GI Jobs: : How do you find the computer science program?
Adam Korzeniewski: It’s very rigorous and possibly one of the most challenging in the nation.

GI Jobs: : Let’s talk about the tuition.
Adam Korzeniewski: Yes, well I qualify for 100 percent coverage under the Post-9/11 GI Bill and the Yellow Ribbon.

ANNUAL TUITION FEE $36,288 (based on credits taken)
POST-9/11 GI BILL BENEFITS (100%) $19,198 (edit: as of 8/15 – $21,084.89)

Well, the sum total of the tuition benefits is less than the annual tuition fee. So for the difference of $1,090, I do have to take private loans. There are also many scholarships available for veterans, so I could possibly take advantage of those.
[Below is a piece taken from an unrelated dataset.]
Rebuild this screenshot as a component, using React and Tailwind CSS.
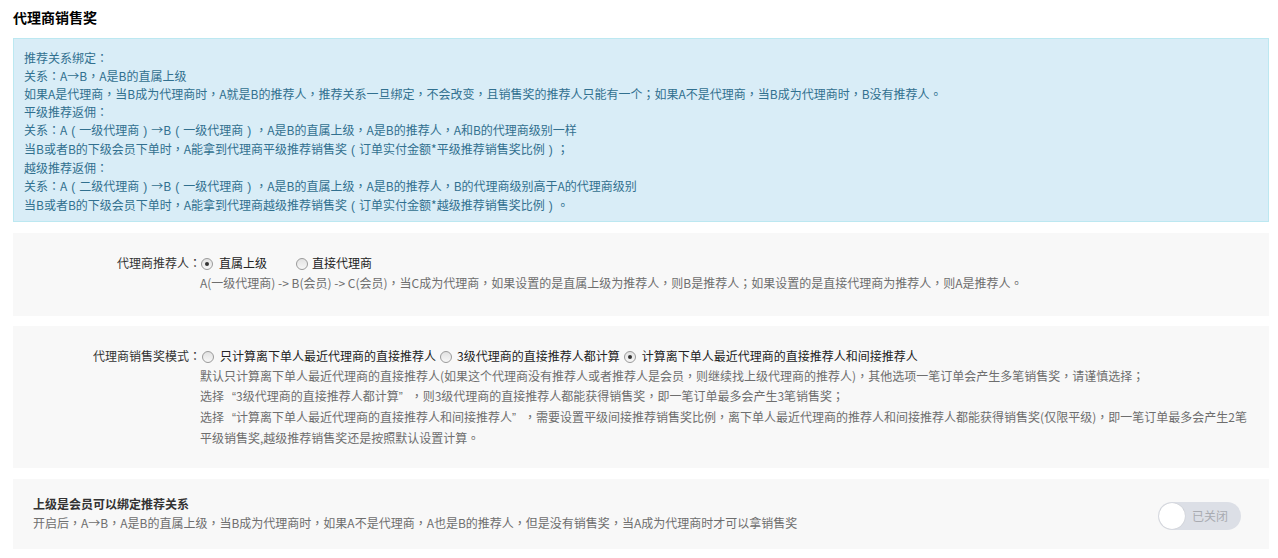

GI Jobs: So, are there any other additional expenses?
Adam Korzeniewski: Yes. In order to be a full-time student in Columbia, you do need to have healthcare. I am a disabled veteran so I do get some benefits from Veterans Affairs, but that’s not sufficient. So that’s one of the expenses.

GI Jobs: What about living in New York?
Adam Korzeniewski: Well, the monthly allowance of $3,200 is ample for the school term. But when there’s a break I do have a problem. For example, in January during winter break, when I wasn’t in school, I was only entitled to half of the monthly housing allowance: $1,600. This was hardly substantial to cover the high living costs in a place like New York. You need to understand it’s easy to get by during summer break either by taking classes or working. But during winter it’s a huge problem to find jobs. Paying for living expenses during winter from your own pocket is a grave financial burden.

GI Jobs: Is there advice you’d like to share with fellow veterans planning to study at Columbia?
Adam Korzeniewski: They should do their research, be prepared for the academic challenge and know that all the hard work will pay off when they land their dream jobs. Also, I want them to be aware that right now, the Yellow Ribbon program in Columbia hasn’t been extended to the School of Engineering and Applied Sciences. The student veterans’ body, Columbia MILVETS, is petitioning for the same.